Fighter-first takeaways

  • MVP's "disbalanced" punch is a timing weapon, not a brawl mechanic.
  • Remove visual tells ("red lights") or opponents will react before you land.
  • Control the opponent's front-foot line; do not drift into their power lane.
  • Feints must hide entry, not just look flashy.
  • Composure is tactical: your body language changes opponent confidence.

1. Disbalanced punching: steal the first beat

MVP's entry works because he arrives from a range where most opponents expect one extra beat.

"I am disbalanced when I start my punch... I catch my balance on my opponent."MVP (00:02:19)

The important part is not "fall forward." The important part is structured recovery after contact.

Use it when

  • Opponent is waiting on your normal rhythm.
  • You can see a clean outside lane for your exit.

Do not use it when

  • You are square and static.
  • Your head stays on center after the shot.
  • You have no planned angle out.

2. No red lights: make every punch look late to them

Most fighters lose speed before throwing because they preload first. That preload is information for the opponent.

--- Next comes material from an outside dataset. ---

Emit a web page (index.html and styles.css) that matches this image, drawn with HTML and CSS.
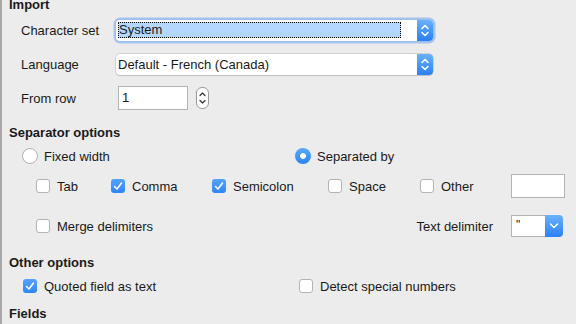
FILE: index.html
```html
<!DOCTYPE html>
<html>
<head>
<meta charset="utf-8">
<link rel="stylesheet" href="styles.css">
</head>
<body>
<div class="dlg">
  <div class="heading h-import">Import</div>
  <div class="form">
    <div class="lbl">Character set</div>
    <div class="select focus">
      <div class="sel-val"><span class="hl">System</span></div>
      <div class="sel-btn"><svg width="16" height="21" viewBox="0 0 16 21"><path d="M5 8.5 L8 5.5 L11 8.5 M5 12.5 L8 15.5 L11 12.5" fill="none" stroke="#fff" stroke-width="1.5" stroke-linecap="round" stroke-linejoin="round"/></svg></div>
    </div>
    <div class="lbl">Language</div>
    <div class="select">
      <div class="sel-val">Default - French (Canada)</div>
      <div class="sel-btn"><svg width="16" height="21" viewBox="0 0 16 21"><path d="M5 8.5 L8 5.5 L11 8.5 M5 12.5 L8 15.5 L11 12.5" fill="none" stroke="#fff" stroke-width="1.5" stroke-linecap="round" stroke-linejoin="round"/></svg></div>
    </div>
    <div class="lbl">From row</div>
    <div class="fromrow">
      <div class="input num">1</div>
      <div class="spin"><svg width="13" height="22" viewBox="0 0 13 22"><path d="M4 8.5 L6.5 6 L9 8.5 M4 13.5 L6.5 16 L9 13.5" fill="none" stroke="#333" stroke-width="1.2" stroke-linecap="round" stroke-linejoin="round"/></svg></div>
    </div>
  </div>

  <div class="heading h-sep">Separator options</div>
  <div class="radios">
    <div class="opt"><span class="radio"></span>Fixed width</div>
    <div class="opt"><span class="radio on"></span>Separated by</div>
  </div>
  <div class="checks">
    <div class="opt"><span class="cb"></span>Tab</div>
    <div class="opt"><span class="cb on"><svg width="14" height="14" viewBox="0 0 14 14"><path d="M3.5 7.5 L6 10 L10.5 4" fill="none" stroke="#fff" stroke-width="1.5" stroke-linecap="round" stroke-linejoin="round"/></svg></span>Comma</div>
    <div class="opt"><span class="cb on"><svg width="14" height="14" viewBox="0 0 14 14"><path d="M3.5 7.5 L6 10 L10.5 4" fill="none" stroke="#fff" stroke-width="1.5" stroke-linecap="round" stroke-linejoin="round"/></svg></span>Semicolon</div>
    <div class="opt"><span class="cb"></span>Space</div>
    <div class="opt"><span class="cb"></span>Other</div>
    <div class="input other"></div>
  </div>
  <div class="merge">
    <div class="opt"><span class="cb"></span>Merge delimiters</div>
    <div class="td-lbl">Text delimiter</div>
    <div class="combo">
      <div class="combo-val">"</div>
      <div class="combo-btn"><svg width="18" height="21" viewBox="0 0 18 21"><path d="M5.5 9 L9 12.5 L12.5 9" fill="none" stroke="#fff" stroke-width="1.5" stroke-linecap="round" stroke-linejoin="round"/></svg></div>
    </div>
  </div>

  <div class="heading h-other">Other options</div>
  <div class="others">
    <div class="opt"><span class="cb on"><svg width="14" height="14" viewBox="0 0 14 14"><path d="M3.5 7.5 L6 10 L10.5 4" fill="none" stroke="#fff" stroke-width="1.5" stroke-linecap="round" stroke-linejoin="round"/></svg></span>Quoted field as text</div>
    <div class="opt"><span class="cb"></span>Detect special numbers</div>
  </div>
  <div class="heading h-fields">Fields</div>
</div>
</body>
</html>
```
FILE: styles.css
```css
html, body {
  margin: 0;
  padding: 0;
}
body {
  width: 576px;
  height: 324px;
  overflow: hidden;
  background: #ececec;
  font-family: "Liberation Sans", Arial, sans-serif;
  font-size: 13px;
  color: #1a1a1a;
}
.dlg {
  box-sizing: border-box;
  height: 324px;
  border-left: 2px solid #a9a9a9;
}
.heading {
  font-weight: bold;
  padding-left: 7px;
  height: 18px;
  line-height: 18px;
}
.h-import {
  height: 10px;
  line-height: 10px;
}
.h-sep {
  margin-top: 9px;
  height: 17px;
  line-height: 17px;
}
.h-other { margin-top: 13px; }
.h-fields { margin-top: 5px; }

.form {
  display: grid;
  grid-template-columns: 95px 317px;
  grid-auto-rows: 34px;
  align-items: center;
  padding-top: 3px;
  padding-left: 19px;
}
.select {
  position: relative;
  display: flex;
  height: 21px;
  background: #fff;
  border-radius: 4px;
  box-shadow: 0 0 0 0.5px #b8b8b8, 0 1px 1px rgba(0,0,0,0.15);
}
.select.focus {
  box-shadow: 0 0 0 0.5px #8fb8f0, 0 0 0 2.5px rgba(110,165,240,0.55);
}
.sel-val {
  flex: 1;
  display: flex;
  align-items: center;
  padding-left: 2px;
}
.hl {
  display: block;
  width: 282px;
  height: 16px;
  line-height: 16px;
  background: #b3d7ff;
  outline: 1px dotted #000;
  outline-offset: -1px;
  padding-left: 1px;
}
.sel-btn {
  width: 16px;
  height: 21px;
  border-radius: 0 4px 4px 0;
  background: linear-gradient(#6ab2fb, #2a80f7);
}
.sel-btn svg, .combo-btn svg, .spin svg { display: block; }

.fromrow {
  display: flex;
  align-items: center;
  gap: 8px;
  padding-left: 2px;
}
.input {
  box-sizing: border-box;
  background: #fff;
  border: 1px solid #b3b3b3;
}
.num {
  width: 70px;
  height: 24px;
  line-height: 22px;
  padding-left: 3px;
}
.spin {
  box-sizing: border-box;
  width: 13px;
  height: 22px;
  border: 1px solid #9c9c9c;
  border-radius: 6px;
  background: #fff;
}
.spin svg { margin: -1px 0 0 -1px; }

.opt {
  display: flex;
  align-items: center;
  white-space: nowrap;
}
.radio {
  box-sizing: border-box;
  width: 16px;
  height: 16px;
  border-radius: 50%;
  background: #fff;
  border: 1px solid #b0b0b0;
  margin-right: 6px;
}
.radio.on {
  border: none;
  background: radial-gradient(circle, #fff 0 2.6px, transparent 3.2px), linear-gradient(#5aa8fa, #2c84f6);
}
.cb {
  box-sizing: border-box;
  width: 14px;
  height: 14px;
  border-radius: 3px;
  background: #fff;
  border: 1px solid #b3b3b3;
  margin-right: 7px;
  flex: none;
}
.cb.on {
  border: none;
  background: linear-gradient(#55a3fa, #2f86f6);
}
.cb svg { display: block; }

.radios {
  display: grid;
  grid-template-columns: 273px auto;
  height: 30px;
  align-items: center;
  padding-left: 20px;
}
.checks {
  display: grid;
  grid-template-columns: 75px 101px 116px 92px 91px 54px;
  height: 30px;
  align-items: center;
  padding-left: 34px;
}
.other {
  width: 54px;
  height: 24px;
}
.merge {
  display: flex;
  align-items: center;
  height: 30px;
  margin-top: 10px;
  padding-left: 34px;
  padding-right: 13px;
}
.td-lbl {
  margin-left: auto;
  margin-right: 18px;
}
.combo {
  display: flex;
  width: 52px;
  height: 22px;
}
.combo-val {
  box-sizing: border-box;
  flex: 1;
  background: #fff;
  border: 1px solid #b3b3b3;
  border-right: none;
  padding-left: 4px;
  line-height: 18px;
  font-size: 12px;
}
.combo-btn {
  width: 18px;
  height: 22px;
  border-radius: 0 4px 4px 0;
  background: linear-gradient(#6ab2fb, #2a80f7);
}
.others {
  display: grid;
  grid-template-columns: 276px auto;
  height: 28px;
  align-items: center;
  padding-left: 21px;
}
```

MVP calls those cues "red lights." If they see the cue, their defense starts early.

Practical standard

  • Strike from set hand position whenever possible.
  • Keep shoulder and hip intent quiet until launch.
  • Film your jab and cross; remove any backward hand pull.

3. The "sheet of paper" feint actually teaches line ownership

The lead-hand feint is not decoration. It blocks vision for a fraction of a second so your real line can enter unseen.

Use it as a door opener:

  1. Occupy their eyes with the lead hand.
  2. Step to the safer line as they process.
  3. Fire the real shot and leave the center.

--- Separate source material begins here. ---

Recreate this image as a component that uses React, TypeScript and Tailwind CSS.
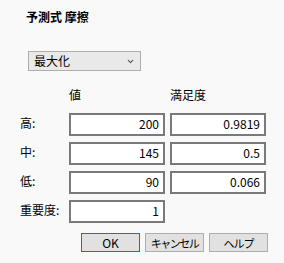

If you stay in front after landing, the feint worked but the sequence failed.

4. Front-foot line vs back-foot line

One of MVP's most useful concepts for sparring safety is line awareness. He often hunts space outside the opponent's front-foot line and avoids drifting deep across the back-foot side (00:07:11).

Simple rule

  • Hit from the edge of their stance map.
  • Exit before their second beat arrives.

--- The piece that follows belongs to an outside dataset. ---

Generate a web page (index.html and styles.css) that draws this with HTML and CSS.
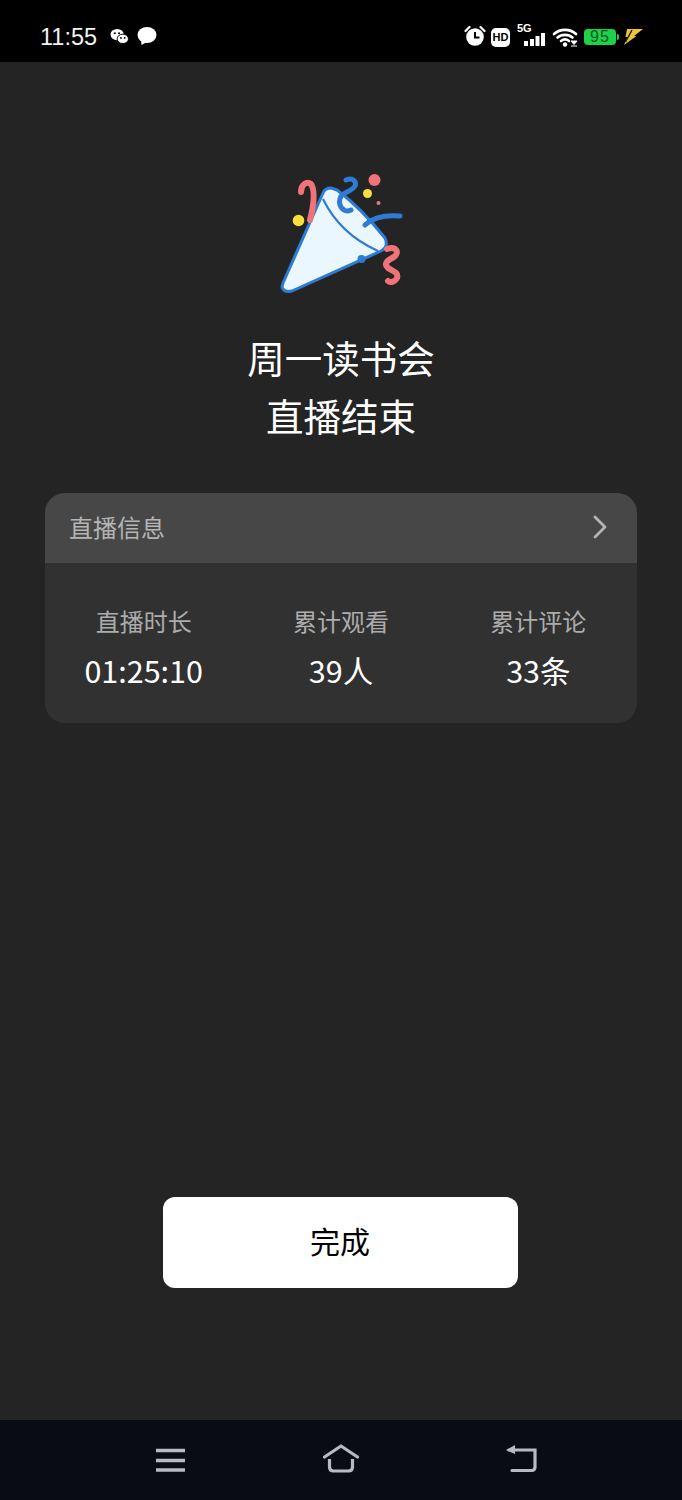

This is how flashy-looking movement becomes repeatable, low-damage work.

5. Composure is a weapon

MVP's corner and body-language comments are tactical, not theatrical. If you broadcast fatigue, confident opponents surge. If you stay composed, many hesitate.

That does not mean pretending. It means managing breathing, posture, and face between exchanges so you keep your decision quality high.

MVP's style looks unique, but the core is universal: hide intent, win the line, and leave safely.